Experts say that Philadelphia, along with other major cities, could potentially follow suit.

"I think, just because the precedent has now been set in New York City, that other major cities might be willing to pursue" calorie disclosure, said Linda Sartor, a nutrition specialist at the Penn Rodebaugh Diabetes Center.

As of now, regulations like those proposed by New York don't exist in any other major U.S. city, New York DHS spokeswoman Sara Markt said.

But according to Sartor, the need for calorie disclosure is just as great in Philadelphia as it is in its northern neighbor.

New Yorkers get a third or more of their calories from food eaten outside the home, and Sartor said that this statistic also holds here.

"Most of us as Americans eat a large number of meals outside the home," she said, adding that recent statistics show that 61 percent of the American population is overweight or obese.

But Charlene Compher, a professor of Nutrition Science in Penn's Nursing School, said calorie disclosure will most likely not effectively improve nutrition among those who need it most.

"Philadelphia has large sections of the city with poverty, where just knowing the caloric content of a meal is less effective than the price asked," she wrote in an e-mail, adding that obesity is most prevalent among poorer demographics.

She said she thinks it would be more effective to stock stores and restaurants in poor neighborhoods with healthier foods.

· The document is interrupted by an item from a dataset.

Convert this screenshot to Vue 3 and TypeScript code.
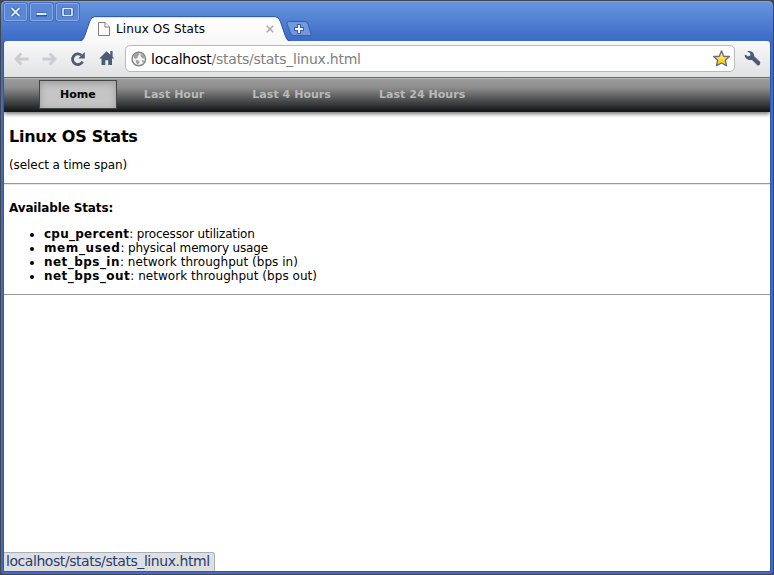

But Sartor said that "knowledge is power" when it comes to nutrition.

Calorie disclosure "might help people to think twice before they just eat what they want to eat," she said.

She added that Mayor John Street has largely focused on improving city nutrition with changes within the school system, such as healthier lunch options.

In New York, the Department of Health and Mental Hygiene is in the process of compiling reactions to the proposal after the public hearing, which took place Oct. 30, Markt said.

She said that the final decision on the proposal rests in the hands of the Board of Health.